Persuade the OBR to forecast higher growth

If Kwarteng could persuade the OBR that the government’s policies would raise sustainable levels of economic growth, it would bring in more tax revenue, lower borrowing and help reduce debt.

In December 2013, the fiscal watchdog produced simulations of both higher and lower growth scenarios for the supply side of the economy. It found that higher sustainable growth ensured “the underlying fiscal position is stronger, given the boost to future potential output”.

However, since it was founded in 2010, the OBR has overestimated productivity growth potential and would therefore be reluctant to raise it.

It would be “better if the chancellor and the OBR can agree” on the prospects for growth stemming from the government’s new plan, said Jessop. “I can already see the headlines if the government’s own fiscal watchdog questions the economic assumptions on which policy is made,” he added.

Accept disagreement with the OBR

There is no legal obligation for the government to produce a Budget that the OBR says meets its fiscal rules. The law simply states that the fiscal watchdog will produce a forecast and “an assessment of the extent to which the fiscal mandate has been, or is likely to be, achieved”.
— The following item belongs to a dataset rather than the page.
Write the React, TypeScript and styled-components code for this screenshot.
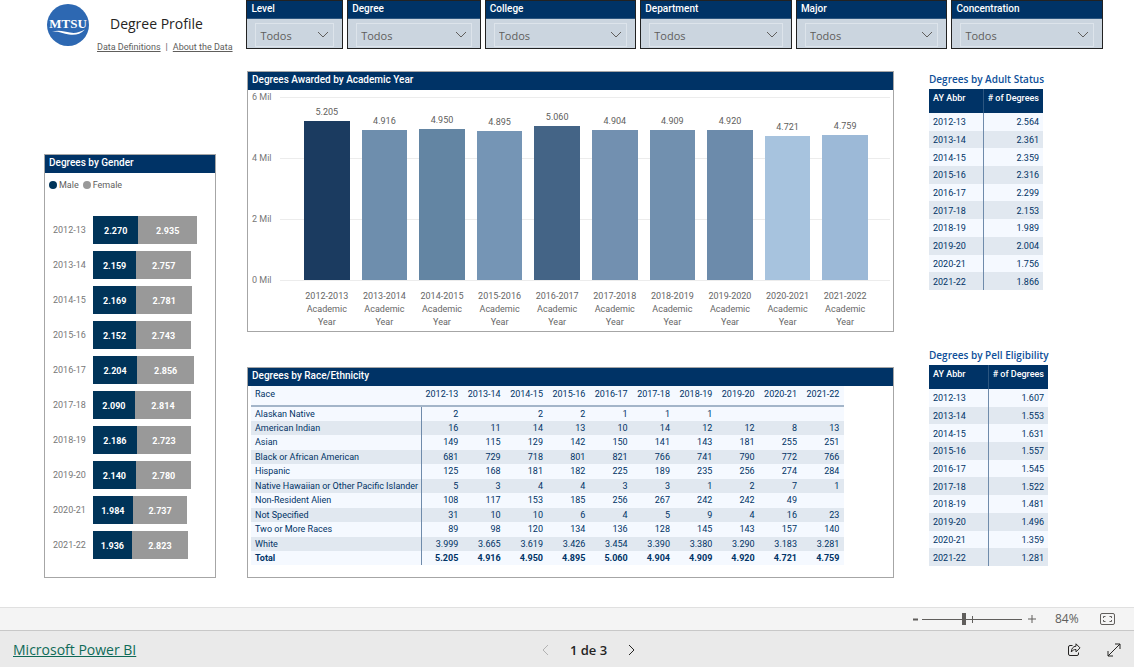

It is fully compatible with the system for the chancellor to allow the OBR to say he is likely to break his fiscal rules but to disagree respectfully. This has happened fairly regularly in the past but would be a presentational challenge, given the current market turmoil.

One way to mitigate the difficulties would be for the OBR to produce a scenario of what the public finances would look like if the government achieved its ambition of a sustainable 2.5 per cent annual growth rate.

But as Torsten Bell, director of the Resolution Foundation, pointed out, in the past fiscal fudges and missing rules did not cause turmoil in markets as “it wasn’t a time of surging interest rates so attention was far less acute”.